** Begin Dataset section **

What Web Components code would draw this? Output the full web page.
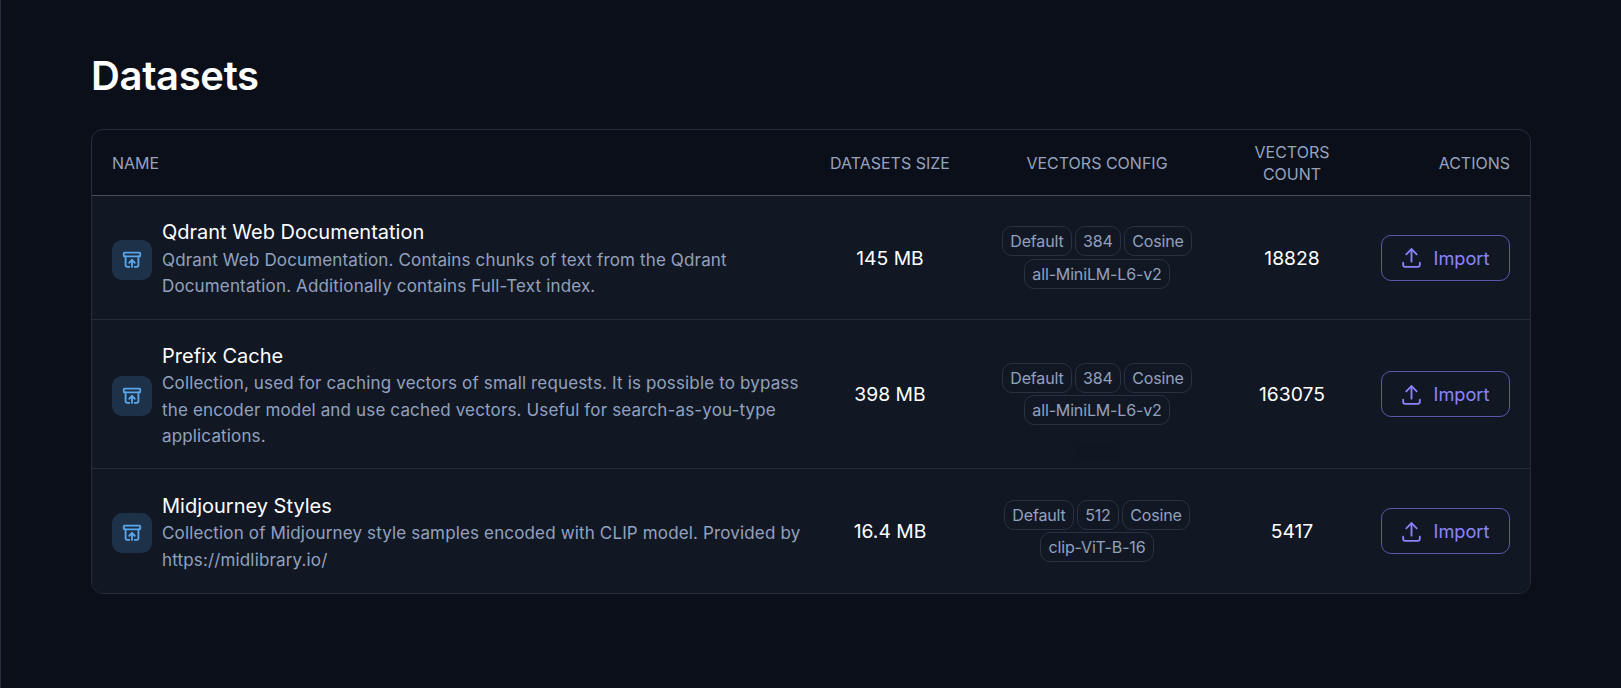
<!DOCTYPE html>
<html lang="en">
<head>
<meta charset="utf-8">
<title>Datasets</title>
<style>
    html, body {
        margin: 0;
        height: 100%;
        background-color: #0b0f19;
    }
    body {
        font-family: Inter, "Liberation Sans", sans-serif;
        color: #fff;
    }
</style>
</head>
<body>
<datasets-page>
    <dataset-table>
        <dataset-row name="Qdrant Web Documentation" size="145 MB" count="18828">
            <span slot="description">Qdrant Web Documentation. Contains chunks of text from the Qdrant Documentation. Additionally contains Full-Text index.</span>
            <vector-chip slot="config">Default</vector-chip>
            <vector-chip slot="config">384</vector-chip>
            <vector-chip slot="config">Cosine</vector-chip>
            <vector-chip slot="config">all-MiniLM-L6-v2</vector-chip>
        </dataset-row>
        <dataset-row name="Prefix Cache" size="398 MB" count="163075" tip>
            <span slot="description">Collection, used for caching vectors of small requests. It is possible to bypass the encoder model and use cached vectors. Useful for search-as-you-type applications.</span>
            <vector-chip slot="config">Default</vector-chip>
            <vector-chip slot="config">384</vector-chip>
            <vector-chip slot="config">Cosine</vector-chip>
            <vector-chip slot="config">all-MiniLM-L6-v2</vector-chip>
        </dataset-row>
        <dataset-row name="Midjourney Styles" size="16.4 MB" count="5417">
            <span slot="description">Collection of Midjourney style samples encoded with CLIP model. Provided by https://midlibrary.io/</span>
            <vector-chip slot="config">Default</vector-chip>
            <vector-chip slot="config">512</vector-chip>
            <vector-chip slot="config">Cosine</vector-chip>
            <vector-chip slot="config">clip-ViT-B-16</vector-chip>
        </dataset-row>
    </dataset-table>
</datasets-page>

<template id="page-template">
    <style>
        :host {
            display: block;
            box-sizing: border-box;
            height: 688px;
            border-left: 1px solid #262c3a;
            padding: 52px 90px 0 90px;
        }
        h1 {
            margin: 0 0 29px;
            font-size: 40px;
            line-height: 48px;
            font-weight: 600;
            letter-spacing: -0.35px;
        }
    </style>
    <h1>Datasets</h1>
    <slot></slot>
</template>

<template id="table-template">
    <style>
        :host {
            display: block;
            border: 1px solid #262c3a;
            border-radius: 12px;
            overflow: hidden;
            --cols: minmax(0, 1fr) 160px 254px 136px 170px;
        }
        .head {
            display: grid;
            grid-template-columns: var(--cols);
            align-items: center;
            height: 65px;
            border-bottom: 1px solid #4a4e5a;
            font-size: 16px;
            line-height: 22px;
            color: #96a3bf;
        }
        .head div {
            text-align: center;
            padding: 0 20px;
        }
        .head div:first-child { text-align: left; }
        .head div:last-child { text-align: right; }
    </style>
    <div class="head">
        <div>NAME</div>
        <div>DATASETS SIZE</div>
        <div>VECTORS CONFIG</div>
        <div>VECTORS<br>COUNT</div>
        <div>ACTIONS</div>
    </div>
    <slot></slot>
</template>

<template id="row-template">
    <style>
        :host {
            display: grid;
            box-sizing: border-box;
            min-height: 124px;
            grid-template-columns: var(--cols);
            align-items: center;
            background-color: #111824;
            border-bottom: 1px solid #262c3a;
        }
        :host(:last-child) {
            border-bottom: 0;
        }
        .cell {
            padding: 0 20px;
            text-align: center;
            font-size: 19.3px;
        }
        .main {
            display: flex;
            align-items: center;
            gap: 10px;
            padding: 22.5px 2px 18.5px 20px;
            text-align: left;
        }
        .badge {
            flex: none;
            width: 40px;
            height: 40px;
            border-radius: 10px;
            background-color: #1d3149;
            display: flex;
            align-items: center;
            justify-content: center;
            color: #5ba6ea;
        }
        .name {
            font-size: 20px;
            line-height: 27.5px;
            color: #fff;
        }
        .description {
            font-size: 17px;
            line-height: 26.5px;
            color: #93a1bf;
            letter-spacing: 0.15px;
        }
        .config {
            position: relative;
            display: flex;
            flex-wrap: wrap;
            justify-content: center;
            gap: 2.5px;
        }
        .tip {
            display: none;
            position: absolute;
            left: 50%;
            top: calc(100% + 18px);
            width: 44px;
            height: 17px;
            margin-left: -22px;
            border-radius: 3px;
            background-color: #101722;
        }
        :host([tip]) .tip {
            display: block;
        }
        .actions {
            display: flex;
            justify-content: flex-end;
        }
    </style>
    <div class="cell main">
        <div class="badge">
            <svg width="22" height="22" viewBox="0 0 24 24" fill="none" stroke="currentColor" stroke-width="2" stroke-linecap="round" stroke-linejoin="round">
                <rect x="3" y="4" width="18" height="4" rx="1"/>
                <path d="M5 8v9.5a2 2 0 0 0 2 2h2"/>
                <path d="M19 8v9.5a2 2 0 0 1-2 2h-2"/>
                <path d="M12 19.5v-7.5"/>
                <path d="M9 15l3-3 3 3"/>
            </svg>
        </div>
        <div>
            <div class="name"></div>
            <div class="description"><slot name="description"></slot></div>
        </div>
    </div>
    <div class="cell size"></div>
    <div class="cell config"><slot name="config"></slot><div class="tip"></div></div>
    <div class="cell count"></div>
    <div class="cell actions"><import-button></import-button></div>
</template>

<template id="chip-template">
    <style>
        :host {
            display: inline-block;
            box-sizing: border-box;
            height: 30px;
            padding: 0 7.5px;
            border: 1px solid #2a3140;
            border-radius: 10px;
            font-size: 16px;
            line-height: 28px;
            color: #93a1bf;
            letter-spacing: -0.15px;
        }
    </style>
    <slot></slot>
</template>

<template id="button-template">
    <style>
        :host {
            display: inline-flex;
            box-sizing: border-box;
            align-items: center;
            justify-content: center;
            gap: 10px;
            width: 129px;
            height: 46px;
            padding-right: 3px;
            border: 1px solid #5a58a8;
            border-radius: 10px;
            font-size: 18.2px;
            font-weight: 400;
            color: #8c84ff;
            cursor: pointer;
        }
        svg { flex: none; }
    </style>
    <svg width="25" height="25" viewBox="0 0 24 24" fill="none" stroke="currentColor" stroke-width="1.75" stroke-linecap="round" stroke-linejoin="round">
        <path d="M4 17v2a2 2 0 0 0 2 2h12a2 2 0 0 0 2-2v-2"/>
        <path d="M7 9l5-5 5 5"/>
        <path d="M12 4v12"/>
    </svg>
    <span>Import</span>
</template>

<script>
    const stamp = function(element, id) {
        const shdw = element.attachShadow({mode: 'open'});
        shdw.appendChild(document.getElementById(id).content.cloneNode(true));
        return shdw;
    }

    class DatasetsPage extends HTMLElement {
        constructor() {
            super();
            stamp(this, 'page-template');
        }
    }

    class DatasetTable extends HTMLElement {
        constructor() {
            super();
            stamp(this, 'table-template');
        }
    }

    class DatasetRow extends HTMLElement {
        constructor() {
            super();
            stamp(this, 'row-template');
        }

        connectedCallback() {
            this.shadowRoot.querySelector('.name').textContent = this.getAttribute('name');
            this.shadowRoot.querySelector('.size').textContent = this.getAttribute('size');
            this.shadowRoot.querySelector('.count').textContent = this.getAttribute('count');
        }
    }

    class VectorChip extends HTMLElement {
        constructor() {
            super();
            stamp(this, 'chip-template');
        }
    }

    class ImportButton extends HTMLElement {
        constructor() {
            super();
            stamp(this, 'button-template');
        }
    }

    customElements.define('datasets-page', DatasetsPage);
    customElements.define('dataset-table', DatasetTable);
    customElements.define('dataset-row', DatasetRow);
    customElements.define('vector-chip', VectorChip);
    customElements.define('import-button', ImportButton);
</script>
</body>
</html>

** End Dataset section **

• **Written instruction**
Only the lines from the top of the data through the line with "</datasets-page>" should be quoted, exactly and with both ends kept; skip the pictures.

• **Exercise output**
What Web Components code would draw this? Output the full web page.
<!DOCTYPE html>
<html lang="en">
<head>
<meta charset="utf-8">
<title>Datasets</title>
<style>
    html, body {
        margin: 0;
        height: 100%;
        background-color: #0b0f19;
    }
    body {
        font-family: Inter, "Liberation Sans", sans-serif;
        color: #fff;
    }
</style>
</head>
<body>
<datasets-page>
    <dataset-table>
        <dataset-row name="Qdrant Web Documentation" size="145 MB" count="18828">
            <span slot="description">Qdrant Web Documentation. Contains chunks of text from the Qdrant Documentation. Additionally contains Full-Text index.</span>
            <vector-chip slot="config">Default</vector-chip>
            <vector-chip slot="config">384</vector-chip>
            <vector-chip slot="config">Cosine</vector-chip>
            <vector-chip slot="config">all-MiniLM-L6-v2</vector-chip>
        </dataset-row>
        <dataset-row name="Prefix Cache" size="398 MB" count="163075" tip>
            <span slot="description">Collection, used for caching vectors of small requests. It is possible to bypass the encoder model and use cached vectors. Useful for search-as-you-type applications.</span>
            <vector-chip slot="config">Default</vector-chip>
            <vector-chip slot="config">384</vector-chip>
            <vector-chip slot="config">Cosine</vector-chip>
            <vector-chip slot="config">all-MiniLM-L6-v2</vector-chip>
        </dataset-row>
        <dataset-row name="Midjourney Styles" size="16.4 MB" count="5417">
            <span slot="description">Collection of Midjourney style samples encoded with CLIP model. Provided by https://midlibrary.io/</span>
            <vector-chip slot="config">Default</vector-chip>
            <vector-chip slot="config">512</vector-chip>
            <vector-chip slot="config">Cosine</vector-chip>
            <vector-chip slot="config">clip-ViT-B-16</vector-chip>
        </dataset-row>
    </dataset-table>
</datasets-page>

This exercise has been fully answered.